A Kashmiri Journalist Was Jailed For 6 Months Because Of The NIA’s Media Morals

Posted by Ayan tanweer in Kashmir, Specials
April 12, 2018

India has hardly been a safe haven for journalists. For years journalists, editors have faced harassment and violence from government or private vested interests. With the high number who are killed for performing their duties or for voicing an opinion, it’s no wonder that India is the third most dangerous place for journalists after the war zones like Syria and Iran.

Kamran Yusuf a 24-year-old photojournalist from Pulwama was arrested by the National Investigation Agency in September 2017 for his alleged involvement in “stone pelting incidents”. The NIA claimed he was involved in throwing stones during clashes between local youth and police force.
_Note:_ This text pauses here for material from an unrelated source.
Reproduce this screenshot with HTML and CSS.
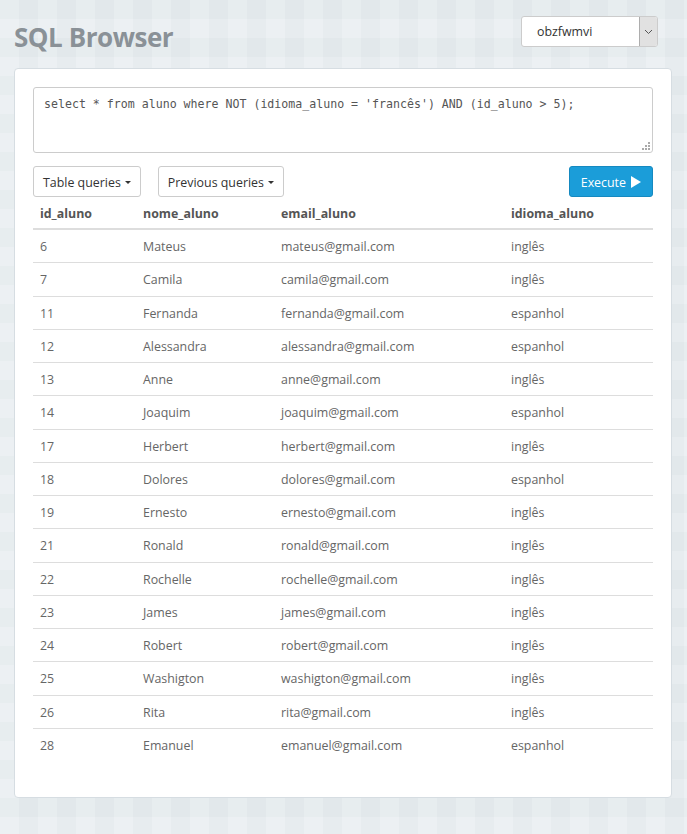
FILE: index.html
```html
<!DOCTYPE html>
<html>
<head>
<meta charset="utf-8">
<link rel="stylesheet" href="styles.css">
</head>
<body>
<header class="top">
  <h1 class="title">SQL Browser</h1>
  <div class="db-select">
    <span class="db-name">obzfwmvi</span>
    <span class="db-arrow"><svg width="9" height="6" viewBox="0 0 9 6"><path d="M1 1 L4.5 4.5 L8 1" fill="none" stroke="#555" stroke-width="1"/></svg></span>
  </div>
</header>
<main class="panel">
  <div class="editor">select * from aluno where NOT (idioma_aluno = 'francês') AND (id_aluno &gt; 5);<span class="grip"><svg width="8" height="8" viewBox="0 0 8 8" fill="#aaa"><rect x="6" y="0" width="2" height="2"/><rect x="3" y="3" width="2" height="2"/><rect x="6" y="3" width="2" height="2"/><rect x="0" y="6" width="2" height="2"/><rect x="3" y="6" width="2" height="2"/><rect x="6" y="6" width="2" height="2"/></svg></span></div>
  <div class="toolbar">
    <button class="btn btn-default">Table queries <span class="caret"></span></button>
    <button class="btn btn-default">Previous queries <span class="caret"></span></button>
    <span class="spacer"></span>
    <button class="btn btn-primary">Execute <svg width="10" height="12" viewBox="0 0 10 12"><path d="M0 0 L10 6 L0 12 Z" fill="#fff"/></svg></button>
  </div>
  <table class="results">
    <thead>
      <tr><th class="c1">id_aluno</th><th class="c2">nome_aluno</th><th class="c3">email_aluno</th><th class="c4">idioma_aluno</th></tr>
    </thead>
    <tbody>
      <tr><td>6</td><td>Mateus</td><td>mateus@gmail.com</td><td>inglês</td></tr>
      <tr><td>7</td><td>Camila</td><td>camila@gmail.com</td><td>inglês</td></tr>
      <tr><td>11</td><td>Fernanda</td><td>fernanda@gmail.com</td><td>espanhol</td></tr>
      <tr><td>12</td><td>Alessandra</td><td>alessandra@gmail.com</td><td>espanhol</td></tr>
      <tr><td>13</td><td>Anne</td><td>anne@gmail.com</td><td>inglês</td></tr>
      <tr><td>14</td><td>Joaquim</td><td>joaquim@gmail.com</td><td>espanhol</td></tr>
      <tr><td>17</td><td>Herbert</td><td>herbert@gmail.com</td><td>inglês</td></tr>
      <tr><td>18</td><td>Dolores</td><td>dolores@gmail.com</td><td>espanhol</td></tr>
      <tr><td>19</td><td>Ernesto</td><td>ernesto@gmail.com</td><td>inglês</td></tr>
      <tr><td>21</td><td>Ronald</td><td>ronald@gmail.com</td><td>inglês</td></tr>
      <tr><td>22</td><td>Rochelle</td><td>rochelle@gmail.com</td><td>inglês</td></tr>
      <tr><td>23</td><td>James</td><td>james@gmail.com</td><td>inglês</td></tr>
      <tr><td>24</td><td>Robert</td><td>robert@gmail.com</td><td>inglês</td></tr>
      <tr><td>25</td><td>Washigton</td><td>washigton@gmail.com</td><td>inglês</td></tr>
      <tr><td>26</td><td>Rita</td><td>rita@gmail.com</td><td>inglês</td></tr>
      <tr><td>28</td><td>Emanuel</td><td>emanuel@gmail.com</td><td>espanhol</td></tr>
    </tbody>
  </table>
</main>
</body>
</html>
```

FILE: styles.css
```css
html, body {
  margin: 0;
  padding: 0;
}
body {
  width: 687px;
  min-height: 834px;
  background-color: #e6ecef;
  background-image:
    linear-gradient(90deg, rgba(255,255,255,0.12) 50%, rgba(0,0,0,0.006) 50%),
    linear-gradient(0deg, rgba(255,255,255,0.1) 50%, rgba(0,0,0,0.006) 50%);
  background-size: 38px 38px, 38px 38px;
  font-family: "Open Sans", "Noto Sans", sans-serif;
  font-size: 12.4px;
  color: #666;
  padding: 16px 15px 37px 14px;
  box-sizing: border-box;
}
.top {
  display: flex;
  justify-content: space-between;
  align-items: flex-start;
  height: 52px;
}
.title {
  margin: 3px 0 0 0;
  font-size: 26px;
  font-weight: 700;
  color: #8a9197;
  letter-spacing: -0.45px;
  line-height: 36px;
}
.db-select {
  display: flex;
  width: 137px;
  height: 31px;
  margin-right: 14px;
  background: #fff;
  border: 1px solid #ccc;
  border-radius: 3px;
  box-sizing: border-box;
  overflow: hidden;
}
.db-name {
  flex: 1;
  padding-left: 15px;
  line-height: 29px;
  color: #333;
  font-size: 12.4px;
}
.db-arrow {
  width: 17px;
  background: #e1e1e1;
  border-left: 1px solid #adadad;
  display: flex;
  align-items: center;
  justify-content: center;
}
.panel {
  display: block;
  background: #fff;
  border: 1px solid #d6dde2;
  border-radius: 4px;
  padding: 18px 18px 18px 18px;
  height: 730px;
  box-sizing: border-box;
}
.editor {
  position: relative;
  height: 66px;
  border: 1px solid #ccc;
  border-radius: 3px;
  padding: 6px 10px;
  box-sizing: border-box;
  font-family: "DejaVu Sans Mono", monospace;
  font-size: 11.6px;
  line-height: 20px;
  color: #555;
}
.grip {
  position: absolute;
  right: 2px;
  bottom: 2px;
  line-height: 0;
}
.toolbar {
  display: flex;
  gap: 17px;
  margin-top: 13px;
}
.spacer {
  flex: 1;
}
.btn {
  height: 31px;
  border-radius: 3px;
  font-family: inherit;
  font-size: 12.4px;
  padding: 1px 9px 0 9px;
  cursor: pointer;
  display: flex;
  align-items: center;
  gap: 4px;
}
.btn-default {
  background: #fff;
  border: 1px solid #ccc;
  color: #333;
}
.btn-primary {
  background: #1b9dd9;
  border: 1px solid #1589c0;
  color: #fff;
  padding: 1px 11px 0 11px;
  gap: 5px;
}
.caret {
  display: inline-block;
  width: 0;
  height: 0;
  border-left: 3px solid transparent;
  border-right: 3px solid transparent;
  border-top: 3px solid #333;
  margin-left: 0;
}
.results {
  width: 100%;
  border-collapse: collapse;
  margin-top: 0;
}
.results th {
  text-align: left;
  font-weight: 700;
  color: #555;
  padding: 8px 7px 5px 7px;
  line-height: 18px;
  border-bottom: 2px solid #ddd;
}
.results td {
  padding: 8px 7px 6px 7px;
  line-height: 18.27px;
  border-top: 1px solid #ddd;
}
.results tbody tr:first-child td {
  border-top: 0;
}
.c1 { width: 89px; }
.c2 { width: 124px; }
.c3 { width: 216px; }
```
Kamran’s family was told by the police that he had been taken to Delhi. He was kept in police custody for nearly six months.
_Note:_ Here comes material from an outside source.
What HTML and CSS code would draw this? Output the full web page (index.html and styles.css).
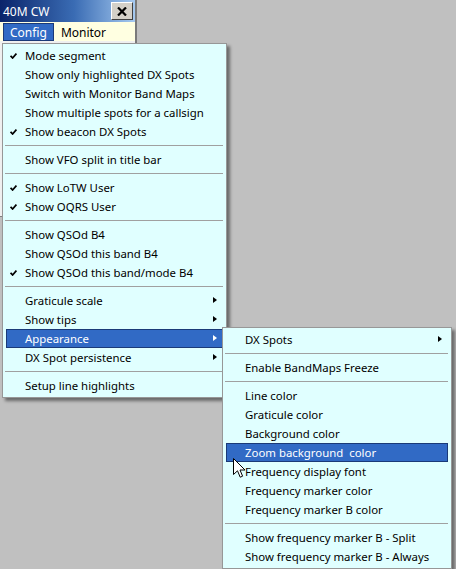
FILE: index.html
```html
<!DOCTYPE html>
<html>
<head>
<meta charset="utf-8">
<title>40M CW</title>
<link rel="stylesheet" href="styles.css">
</head>
<body>
<div class="screen">
  <div class="window">
    <div class="titlebar">
      <span class="title">40M CW</span>
      <span class="close"><svg width="10" height="9" viewBox="0 0 10 9"><path d="M1 0.5 L9 8.5 M9 0.5 L1 8.5" stroke="#000" stroke-width="2.2" fill="none"/></svg></span>
    </div>
    <div class="menubar">
      <span class="mb-item active">Config</span>
      <span class="mb-item">Monitor</span>
    </div>
    <div class="client"></div>
  </div>

  <div class="menu main-menu">
    <div class="item checked"><span class="check"></span>Mode segment</div>
    <div class="item">Show only highlighted DX Spots</div>
    <div class="item">Switch with Monitor Band Maps</div>
    <div class="item">Show multiple spots for a callsign</div>
    <div class="item checked"><span class="check"></span>Show beacon DX Spots</div>
    <div class="sep"></div>
    <div class="item">Show VFO split in title bar</div>
    <div class="sep"></div>
    <div class="item checked"><span class="check"></span>Show LoTW User</div>
    <div class="item checked"><span class="check"></span>Show OQRS User</div>
    <div class="sep"></div>
    <div class="item">Show QSOd B4</div>
    <div class="item">Show QSOd this band B4</div>
    <div class="item checked"><span class="check"></span>Show QSOd this band/mode B4</div>
    <div class="sep"></div>
    <div class="item sub">Graticule scale<span class="arrow"></span></div>
    <div class="item sub">Show tips<span class="arrow"></span></div>
    <div class="item sub hl">Appearance<span class="arrow"></span></div>
    <div class="item sub">DX Spot persistence<span class="arrow"></span></div>
    <div class="sep"></div>
    <div class="item">Setup line highlights</div>
  </div>

  <div class="menu sub-menu">
    <div class="item sub">DX Spots<span class="arrow"></span></div>
    <div class="sep"></div>
    <div class="item">Enable BandMaps Freeze</div>
    <div class="sep"></div>
    <div class="item">Line color</div>
    <div class="item">Graticule color</div>
    <div class="item">Background color</div>
    <div class="item hl">Zoom background&nbsp; color</div>
    <div class="item">Frequency display font</div>
    <div class="item">Frequency marker color</div>
    <div class="item">Frequency marker B color</div>
    <div class="sep"></div>
    <div class="item">Show frequency marker B - Split</div>
    <div class="item">Show frequency marker B - Always</div>
  </div>

  <svg class="cursor" width="13" height="21" viewBox="0 0 13 21"><path d="M0.5 0.5 L0.5 16.5 L4.5 12.8 L7.2 19.2 L9.6 18.2 L7 12 L12 12 Z" fill="#fff" stroke="#000" stroke-width="1" stroke-linejoin="miter"/></svg>
</div>
</body>
</html>
```
FILE: styles.css
```css
html, body {
  margin: 0;
  padding: 0;
  background: #c0c0c0;
}
.screen {
  position: relative;
  width: 456px;
  height: 569px;
  overflow: hidden;
  font-family: "Noto Sans", "Open Sans", sans-serif;
  font-size: 11.4px;
  color: #000;
}
.window {
  width: 137px;
  box-sizing: border-box;
  border-right: 2px solid #7a7a7a;
  display: flex;
  flex-direction: column;
}
.titlebar {
  height: 22px;
  display: flex;
  align-items: center;
  background: linear-gradient(to right, #0a246a 0%, #3a6cb4 55%, #a6caf0 100%);
}
.title {
  color: #fff;
  padding-left: 3px;
  font-size: 12px;
}
.close {
  margin-left: auto;
  margin-right: 2px;
  width: 22px;
  height: 18px;
  box-sizing: border-box;
  background: #d4d0c8;
  border: 1px solid;
  border-color: #ffffff #404040 #404040 #ffffff;
  display: flex;
  align-items: center;
  justify-content: center;
}
.menubar {
  height: 19px;
  display: flex;
  align-items: stretch;
  background: #ffffe1;
  padding: 1px 0 0 3px;
  box-sizing: border-box;
  font-size: 12px;
}
.mb-item {
  display: flex;
  align-items: center;
  padding: 0 6px;
  border: 1px solid transparent;
}
.mb-item.active {
  background: #316ac5;
  border-color: #1a3a78;
  color: #fff;
}
.client {
  height: 175px;
  background: #f0f0f0;
  border-bottom: 1px solid #808080;
}
.menu {
  position: absolute;
  box-sizing: border-box;
  background: #e0ffff;
  border: 1px solid #979797;
  padding: 2px 3px;
  box-shadow: 3px 3px 3px rgba(0, 0, 0, 0.45);
}
.main-menu {
  left: 2px;
  top: 43px;
  width: 225px;
}
.sub-menu {
  left: 222px;
  top: 327px;
  width: 230px;
}
.item {
  position: relative;
  height: 19px;
  box-sizing: border-box;
  border: 1px solid transparent;
  padding-left: 18px;
  display: flex;
  align-items: center;
  white-space: nowrap;
}
.item.hl {
  background: #316ac5;
  border-color: #1a3a78;
  color: #fff;
}
.check {
  position: absolute;
  left: 3px;
  top: 6px;
  width: 7px;
  height: 6px;
  background: no-repeat center / 7px 6px;
  background-image: url("data:image/svg+xml;utf8,<svg xmlns='http://www.w3.org/2000/svg' width='7' height='6' viewBox='0 0 7 6'><path d='M0.6 2.8 L2.6 5 L6.4 0.6' stroke='black' stroke-width='1.7' fill='none'/></svg>");
}
.arrow {
  position: absolute;
  right: 5px;
  top: 5px;
  width: 0;
  height: 0;
  border-top: 3.5px solid transparent;
  border-bottom: 3.5px solid transparent;
  border-left: 4px solid #000;
}
.item.hl .arrow {
  border-left-color: #fff;
}
.sep {
  height: 9px;
  position: relative;
}
.sep::after {
  content: "";
  position: absolute;
  left: -1px;
  right: 0;
  top: 4px;
  height: 1px;
  background: #a0a0a0;
}
.cursor {
  position: absolute;
  left: 233px;
  top: 458px;
}
```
Kamran’s grandfather Mohammed Yusuf said: “Kamran had worked for publications like Great Kashmir, Kashmir Uzma and local TV channels like Gulistan TV. Journalists would never have shown support for Kamran if he was involved in stone pelting. CPJ (Committee To Protect Journalists) urged India on Friday to drop charges against arrested Kashmiri photojournalist Kamran Yusuf immediately and release him. The organisation also said Yusuf’s works are “public service in the best spirit of journalism.”

The National Investigation Agency in court claimed Kamran Yusuf is not a “real journalist”. A real journalist should cover development activities by the government. Yusuf’s lawyer Warisha Farishat told The Wire that the irony is that though his work is largely based on the conflict in Kashmir, his camera and computer did, in fact, yield a lot of photographs of development projects.

Kamran Yusuf was detained without charge in September last year and then booked as “stone-pelter” in a fresh chargesheet in January 2018. The chargesheet also accused him of “conspiring to wage war against the Government of India” by carrying out “terrorist and secessionist activities”.

Kamran was finally granted bail in March, after having spent over six months in jail. It required CM Mehbooba Mufti to add pressure on NIA to make it happen.

The basic morals of journalism are being killed. Fierce morals which have the power to bring revolution are being killed or being held with traitorous charges. But it is absolutely clear that these types of attacks will only increase the determination and motivation of budding journalists.